At 28 times earnings, the valuation of the Global Tech sector is currently trading at the most extreme level of dearness experienced over the last ten years. This filters through to a similar conclusion for the Growth style albeit not quite as extreme. Meanwhile, the current Value style multiple falls within the normal range and the Consumer Staples, Utilities and Energy sectors are the most unloved.  It is tempting to draw comparisons with the dotcom bubble however, the mania for IPOs of unprofitable companies is not currently being repeated and the industrial sector remains well priced. The promotion of Artificial Intelligence as an investment theme is likely the most relevant in causing the recent surge in Technology company prices and history reminds us to be aware of the consequences of being overly exposed to thematic stories when their stars cease to be in the ascendency.

As is to be expected, the valuation of the US Equity market appears extreme on the same analysis given it is the home of many of the largest technology businesses. Meanwhile other areas show that valuation sits within normal ranges, in particular Japan and Europe. Within the latter, the UK on an 11.5x earnings multiple screens has particularly cheap versus history and relative to the rest of the world.

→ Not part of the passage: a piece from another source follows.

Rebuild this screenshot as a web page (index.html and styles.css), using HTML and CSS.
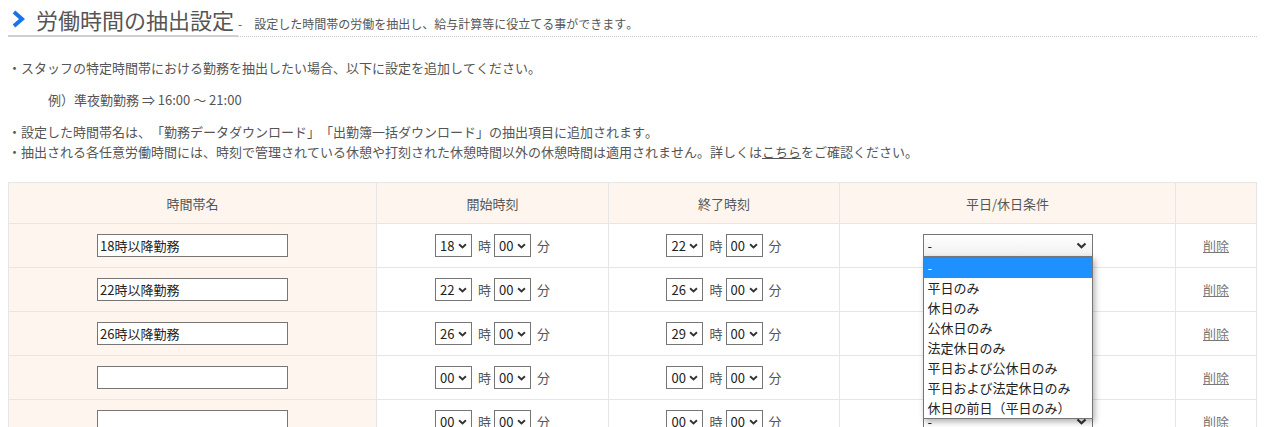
FILE: index.html
```html
<!DOCTYPE html>
<html lang="ja">
<head>
<meta charset="utf-8">
<link rel="stylesheet" href="styles.css">
</head>
<body>
<div class="page-head">
  <h1 class="title">
    <svg class="chev" width="13" height="18" viewBox="0 0 13 18"><path d="M2 2 L10 9 L2 16" fill="none" stroke="#1a73e8" stroke-width="4" stroke-linejoin="miter"/></svg>
    <span class="title-text">労働時間の抽出設定</span>
  </h1>
  <span class="dash">-</span>
  <span class="sub">設定した時間帯の労働を抽出し、給与計算等に役立てる事ができます。</span>
</div>

<div class="notes">
  <p class="n1">・スタッフの特定時間帯における勤務を抽出したい場合、以下に設定を追加してください。</p>
  <p class="ex">例）準夜勤勤務 ⇒ 16:00 ～ 21:00</p>
  <p class="n3">・設定した時間帯名は、「勤務データダウンロード」「出勤簿一括ダウンロード」の抽出項目に追加されます。</p>
  <p>・抽出される各任意労働時間には、時刻で管理されている休憩や打刻された休憩時間以外の休憩時間は適用されません。詳しくは<a class="ul" href="#">こちら</a>をご確認ください。</p>
</div>

<table class="grid">
  <thead>
    <tr>
      <th class="c1">時間帯名</th>
      <th class="c2">開始時刻</th>
      <th class="c3">終了時刻</th>
      <th class="c4">平日/休日条件</th>
      <th class="c5"></th>
    </tr>
  </thead>
  <tbody>
    <tr>
      <td class="c1"><input class="name" type="text" value="18時以降勤務"></td>
      <td><span class="tm"><select class="hm"><option>18</option></select><span class="u">時</span><select class="hm"><option>00</option></select><span class="u">分</span></span></td>
      <td><span class="tm"><select class="hm"><option>22</option></select><span class="u">時</span><select class="hm"><option>00</option></select><span class="u">分</span></span></td>
      <td><div class="cond-wrap"><select class="cond open"><option>-</option></select>
        <div class="dropdown">
          <div class="opt sel">-</div>
          <div class="opt">平日のみ</div>
          <div class="opt">休日のみ</div>
          <div class="opt">公休日のみ</div>
          <div class="opt">法定休日のみ</div>
          <div class="opt">平日および公休日のみ</div>
          <div class="opt">平日および法定休日のみ</div>
          <div class="opt">休日の前日（平日のみ）</div>
        </div></div></td>
      <td><a class="del" href="#">削除</a></td>
    </tr>
    <tr>
      <td class="c1"><input class="name" type="text" value="22時以降勤務"></td>
      <td><span class="tm"><select class="hm"><option>22</option></select><span class="u">時</span><select class="hm"><option>00</option></select><span class="u">分</span></span></td>
      <td><span class="tm"><select class="hm"><option>26</option></select><span class="u">時</span><select class="hm"><option>00</option></select><span class="u">分</span></span></td>
      <td><div class="cond-wrap"><select class="cond"><option>-</option></select></div></td>
      <td><a class="del" href="#">削除</a></td>
    </tr>
    <tr>
      <td class="c1"><input class="name" type="text" value="26時以降勤務"></td>
      <td><span class="tm"><select class="hm"><option>26</option></select><span class="u">時</span><select class="hm"><option>00</option></select><span class="u">分</span></span></td>
      <td><span class="tm"><select class="hm"><option>29</option></select><span class="u">時</span><select class="hm"><option>00</option></select><span class="u">分</span></span></td>
      <td><div class="cond-wrap"><select class="cond"><option>-</option></select></div></td>
      <td><a class="del" href="#">削除</a></td>
    </tr>
    <tr>
      <td class="c1"><input class="name" type="text" value=""></td>
      <td><span class="tm"><select class="hm"><option>00</option></select><span class="u">時</span><select class="hm"><option>00</option></select><span class="u">分</span></span></td>
      <td><span class="tm"><select class="hm"><option>00</option></select><span class="u">時</span><select class="hm"><option>00</option></select><span class="u">分</span></span></td>
      <td><div class="cond-wrap"><select class="cond"><option>-</option></select></div></td>
      <td><a class="del" href="#">削除</a></td>
    </tr>
    <tr>
      <td class="c1"><input class="name" type="text" value=""></td>
      <td><span class="tm"><select class="hm"><option>00</option></select><span class="u">時</span><select class="hm"><option>00</option></select><span class="u">分</span></span></td>
      <td><span class="tm"><select class="hm"><option>00</option></select><span class="u">時</span><select class="hm"><option>00</option></select><span class="u">分</span></span></td>
      <td><div class="cond-wrap"><select class="cond"><option>-</option></select></div></td>
      <td><a class="del" href="#">削除</a></td>
    </tr>
  </tbody>
</table>
</body>
</html>
```

FILE: styles.css
```css
html, body {
  margin: 0;
  padding: 0;
  background: #fff;
}
body {
  margin: 8px;
  font-family: "Noto Sans CJK JP", "Noto Sans", sans-serif;
  font-size: 13px;
  color: #555;
  text-spacing-trim: space-all;
  font-kerning: none;
}
.page-head {
  display: flex;
  align-items: baseline;
  border-bottom: 1px dotted #c8c8c8;
  height: 29px;
  box-sizing: border-box;
}
.title {
  display: flex;
  align-items: center;
  margin: 0;
  font-weight: normal;
  font-size: 22px;
  line-height: 24px;
  height: 29px;
  box-sizing: border-box;
  padding-bottom: 5px;
  padding-right: 4px;
  border-bottom: 2px solid #d0d0d0;
  margin-bottom: -1px;
  color: #555;
  align-self: flex-start;
}
.chev {
  margin-left: 4px;
  margin-right: 11px;
  flex: none;
}
.dash {
  font-size: 12px;
  margin-left: 0;
  align-self: center;
  margin-top: 2px;
}
.sub {
  font-size: 12px;
  margin-left: 12px;
  align-self: center;
  margin-top: 2px;
}
.notes {
  margin-top: 21px;
}
.notes p {
  margin: 0;
  line-height: 20px;
}
.notes .n1 { margin-bottom: 12px; }
.notes .ex { padding-left: 40px; margin-bottom: 12px; }
a.ul {
  color: #555;
  text-decoration: underline;
}
table.grid {
  margin-top: 20px;
  width: 100%;
  border-collapse: collapse;
  border: 1px solid #e6e6e6;
}
.grid th, .grid td {
  border: 1px solid #e6e6e6;
  text-align: center;
  vertical-align: middle;
  padding: 0;
}
.grid th {
  background: #fef5ef;
  font-weight: normal;
  height: 40px;
  color: #555;
}
.grid td {
  height: 43px;
}
.grid td.c1 { background: #fef5ef; }
.c1 { width: 367px; }
.c2 { width: 231px; }
.c3 { width: 230px; }
.c4 { width: 335px; }
input.name {
  width: 191px;
  height: 23px;
  box-sizing: border-box;
  border: 1px solid #767676;
  border-radius: 0;
  padding: 0 2px;
  font-family: "Noto Sans CJK JP", sans-serif;
  font-size: 13px;
  color: #222;
  background: #fff;
  outline: none;
}
.tm {
  display: inline-flex;
  align-items: center;
}
.tm .u:first-of-type {
  margin: 0 3px 0 6px;
}
.tm .u:last-of-type {
  margin-left: 6px;
}
select {
  -webkit-appearance: none;
  appearance: none;
  font-family: "Noto Sans CJK JP", sans-serif;
  font-size: 13px;
  color: #222;
  height: 23px;
  box-sizing: border-box;
  border: 1px solid #767676;
  border-radius: 0;
  background-color: #fff;
  background-image: url("data:image/svg+xml,%3Csvg xmlns='http://www.w3.org/2000/svg' width='10' height='7' viewBox='0 0 10 7'%3E%3Cpath d='M1 1.5 L5 5.2 L9 1.5' fill='none' stroke='%23333' stroke-width='2.2'/%3E%3C/svg%3E");
  background-repeat: no-repeat;
  background-position: right 4px center;
  background-size: 9px 6px;
  outline: none;
}
select.hm {
  width: 37px;
  padding: 0 0 0 4px;
}
.cond-wrap {
  position: relative;
  display: inline-block;
  width: 170px;
  vertical-align: middle;
}
select.cond {
  width: 170px;
  display: block;
  padding-left: 4px;
  background-position: right 5px center;
  background-size: 11px 7px;
}
select.cond.open {
  background-image: url("data:image/svg+xml,%3Csvg xmlns='http://www.w3.org/2000/svg' width='10' height='7' viewBox='0 0 10 7'%3E%3Cpath d='M1 1.5 L5 5.2 L9 1.5' fill='none' stroke='%23333' stroke-width='2.2'/%3E%3C/svg%3E"), linear-gradient(#fff, #f0f0f0);
  background-position: right 5px center, 0 0;
  background-size: 11px 7px, 100% 100%;
}
.dropdown {
  position: absolute;
  left: 0;
  top: 22px;
  width: 170px;
  box-sizing: border-box;
  border: 1px solid #767676;
  border-top: 2px solid #767676;
  background: #fff;
  text-align: left;
  box-shadow: 2px 3px 6px rgba(0,0,0,0.3);
  z-index: 5;
}
.opt {
  height: 20px;
  line-height: 20px;
  padding-left: 4px;
  font-size: 13px;
  color: #222;
  white-space: nowrap;
}
.opt.sel {
  background: #1e90ff;
  color: #fff;
}
a.del {
  color: #777;
  text-decoration: underline;
}
```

Valuation ranges (MSCI regions) over 20Y (FWD PE)

Source: GS

Thematic drivers have caused sector and style divergence that is sufficiently extreme to warrant modifications to equity allocations within multi-asset strategies. These can be viewed as opportunistic shifts to take advantage of price dislocations. Within Cerno multi-asset portfolios, allocations have been made on stylistic grounds to the Schroder Global Recovery Fund which carries an explicit value style bias. In addition, an allocation to the Lansdowne Developed Markets Fund delivers further value style correlation given the managers bottom-up research is highlighting deep discounts on valuation grounds for favoured stocks. Further, country allocations to the UK, Japan, and EM ex-China equity markets are also supported by valuation. These allocations in aggregate represent 33% of the TM Cerno Select Fund.